What Is IRS Form 8027 and Who Needs to File It?
Understand the employer's role in reporting employee tips. This guide covers the IRS compliance process for reconciling and allocating tip income via Form 8027.
Understand the employer's role in reporting employee tips. This guide covers the IRS compliance process for reconciling and allocating tip income via Form 8027.
IRS Form 8027, Employer’s Annual Information Return of Tip Income and Allocated Tips, is used by certain employers to report a detailed summary of employee tip income. This form is filed for operations within large food or beverage establishments. The information helps the IRS track tip income and helps employers determine if they must allocate additional tips to their staff.
A business must file Form 8027 if it is a “large food or beverage establishment,” which requires meeting three IRS criteria. First, the business must provide food or beverages for on-premises consumption and be located in the 50 states or the District of Columbia. This rule excludes fast-food operations where customers order and pay at a counter.

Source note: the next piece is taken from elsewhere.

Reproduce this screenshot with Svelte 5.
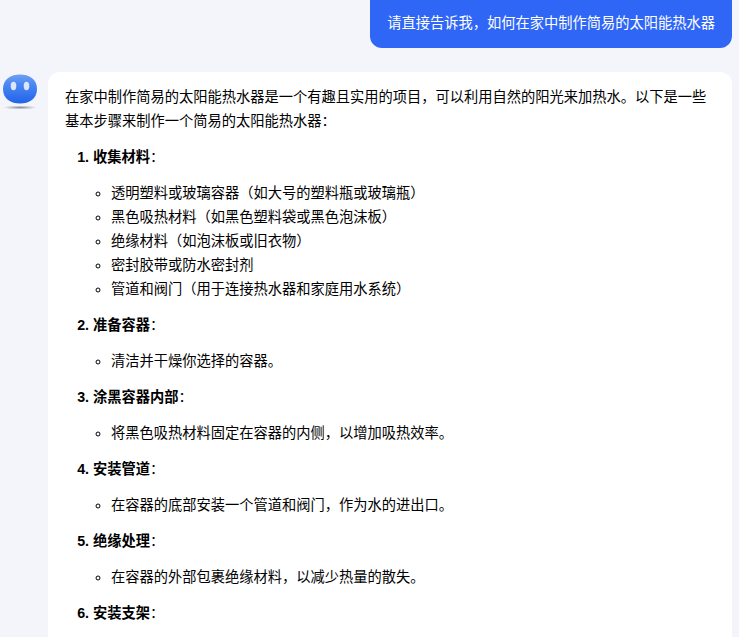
<script>
  const materials = [
    '透明塑料或玻璃容器（如大号的塑料瓶或玻璃瓶）',
    '黑色吸热材料（如黑色塑料袋或黑色泡沫板）',
    '绝缘材料（如泡沫板或旧衣物）',
    '密封胶带或防水密封剂',
    '管道和阀门（用于连接热水器和家庭用水系统）'
  ];
  const steps = [
    { title: '收集材料', items: materials },
    { title: '准备容器', items: ['清洁并干燥你选择的容器。'] },
    { title: '涂黑容器内部', items: ['将黑色吸热材料固定在容器的内侧，以增加吸热效率。'] },
    { title: '安装管道', items: ['在容器的底部安装一个管道和阀门，作为水的进出口。'] },
    { title: '绝缘处理', items: ['在容器的外部包裹绝缘材料，以减少热量的散失。'] },
    { title: '安装支架', items: [] }
  ];
</script>

<div class="page">
  <div class="user-row">
    <div class="user-bubble">请直接告诉我，如何在家中制作简易的太阳能热水器</div>
  </div>
  <div class="ai-row">
    <svg class="avatar" width="40" height="40" viewBox="0 0 40 40" aria-hidden="true">
      <defs>
        <linearGradient id="face" x1="0" y1="0" x2="0" y2="1">
          <stop offset="0" stop-color="#6fa0f6" />
          <stop offset="0.35" stop-color="#4a86f2" />
          <stop offset="1" stop-color="#2163ea" />
        </linearGradient>
        <radialGradient id="shade">
          <stop offset="0" stop-color="#8a8f9c" />
          <stop offset="1" stop-color="#f3f5fb" />
        </radialGradient>
      </defs>
      <path d="M20 2.5C29 2.5 37 7 37 17C37 27 29 31.500 20 31.500C11 31.500 3 27 3 17C3 7 11 2.500 20 2.500Z" fill="url(#face)" />
      <ellipse cx="13.500" cy="14" rx="2.800" ry="4.200" fill="#d9e6fc" />
      <ellipse cx="26.500" cy="14" rx="2.800" ry="4.200" fill="#d9e6fc" />
      <ellipse cx="20" cy="35.500" rx="17" ry="2" fill="url(#shade)" />
    </svg>
    <div class="ai-bubble">
      <p>在家中制作简易的太阳能热水器是一个有趣且实用的项目，可以利用自然的阳光来加热水。以下是一些基本步骤来制作一个简易的太阳能热水器：</p>
      <ol>
        {#each steps as step}
          <li>
            <p><strong>{step.title}</strong>：</p>
            {#if step.items.length}
              <ul>
                {#each step.items as item}
                  <li>{item}</li>
                {/each}
              </ul>
            {/if}
          </li>
        {/each}
      </ol>
    </div>
  </div>
</div>

<style>
  :global(html), :global(body) {
    margin: 0;
    overflow: hidden;
  }
  .page {
    height: 637px;
    overflow: hidden;
    box-sizing: border-box;
    background: #f3f5fb;
    padding: 0 7px 0 0;
    display: flex;
    flex-direction: column;
    font-family: "Liberation Sans", "Noto Sans CJK SC", sans-serif;
    font-size: 14.25px;
    line-height: 24px;
    color: #000;
  }
  .user-row {
    display: flex;
    justify-content: flex-end;
    margin-bottom: 24px;
  }
  .user-bubble {
    background: #2f66f6;
    color: #fff;
    padding: 0 17px;
    height: 48px;
    line-height: 47px;
    border-radius: 0 0 12px 12px;
  }
  .ai-row {
    flex: 1;
    display: flex;
    align-items: stretch;
    min-height: 0;
  }
  .avatar {
    flex: none;
    margin-right: 8px;
  }
  .ai-bubble {
    flex: 1;
    min-width: 0;
    background: #fff;
    border-radius: 12px 12px 0 0;
    padding: 13px 17px;
  }
  p {
    margin: 0;
  }
  ol {
    margin: 12px 0 0;
    padding: 0 0 0 28px;
  }
  ol > li + li {
    margin-top: 12px;
  }
  ul {
    margin: 12px 0 0;
    padding: 0 0 0 18px;
    list-style: circle;
  }
  ol > li::marker {
    font-weight: 700;
  }
</style>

Second, tipping must be a customary practice for the services provided. Tipping is not considered customary if 95% or more of total sales have a service charge of 10% or more.
The third requirement is the “more than 10 employee test.” To determine this, an employer totals the hours worked by all employees and divides that number by the business days in the preceding year. If the result is more than 80 employee-hours per business day, the establishment must file Form 8027. It is important to include all employees in this calculation, not just those who directly serve food or beverages.
An employer must gather specific financial data from their annual records to complete Form 8027. A primary figure is the total gross receipts from food and beverage operations, excluding carryout sales and sales with a service charge of 10% or more. The value of complimentary items, such as free drinks provided in a casino, must be included in gross receipts if tipping is customary for those items.
The employer must also report the total amount from charge receipts that included a charged tip. This includes the sum of all credit, debit, and other charged sales where a customer added a gratuity. The form also requires the total of all service charges of less than 10% paid as wages and the total tips reported by all employees for the year.
An employer must determine if the total tips reported by employees meet a minimum threshold, which is 8% of the establishment’s gross food and beverage receipts. To do this, the total gross receipts figure is multiplied by 0.08. An employer can apply for a lower rate from the IRS, but it cannot be less than 2%; a copy of the IRS determination letter must be attached to the form if approved.
If the total tips reported are less than the 8% minimum, the employer must allocate the shortfall among certain employees. The allocation is made only to directly tipped employees, such as servers and bartenders, who receive tips from customers. No allocation is made to indirectly tipped employees, like bussers or cooks, or to employees who reported tips at or above the 8% threshold.
The IRS permits three methods for allocating the tip shortfall. These include the gross receipts method, which distributes the shortfall based on each server’s share of total gross receipts, and the hours-worked method, which allocates based on hours worked. A third option is a good-faith agreement, which requires a written consensus between the employer and at least two-thirds of the directly tipped employees. The allocated tip amount must be reported in Box 8 of the employee’s Form W-2.
The deadline for paper filing Form 8027 is the last day of February of the year following the calendar year being reported. For electronic filers, the deadline is extended to March 31. Employers filing 10 or more information returns in aggregate, including W-2s and 1099s, must file Form 8027 electronically.
Electronic submission is done through the IRS’s Filing Information Returns Electronically (FIRE) system. Using the FIRE system requires a Transmitter Control Code (TCC), which is obtained by registering through the IRS website.
A separate Form 8027 must be filed for each business location. When filing multiple paper forms, the employer must also include Form 8027-T as a transmittal summary. An extension can be requested by submitting Form 8809 before the original due date.
Failing to file Form 8027 when required, or filing an incorrect form, can lead to IRS penalties. The amounts are adjusted for inflation and depend on how late the correct form is submitted. For returns due in 2025, penalties range from $60 to $310 per form, with a maximum of over $1.2 million per year for large businesses.
If the failure to file is intentional, the penalty can be much higher. Penalties can also be assessed for each corrected Form W-2 that must be issued to employees due to errors on Form 8027. The IRS may waive penalties if the employer can show the failure was due to a reasonable cause and not willful neglect.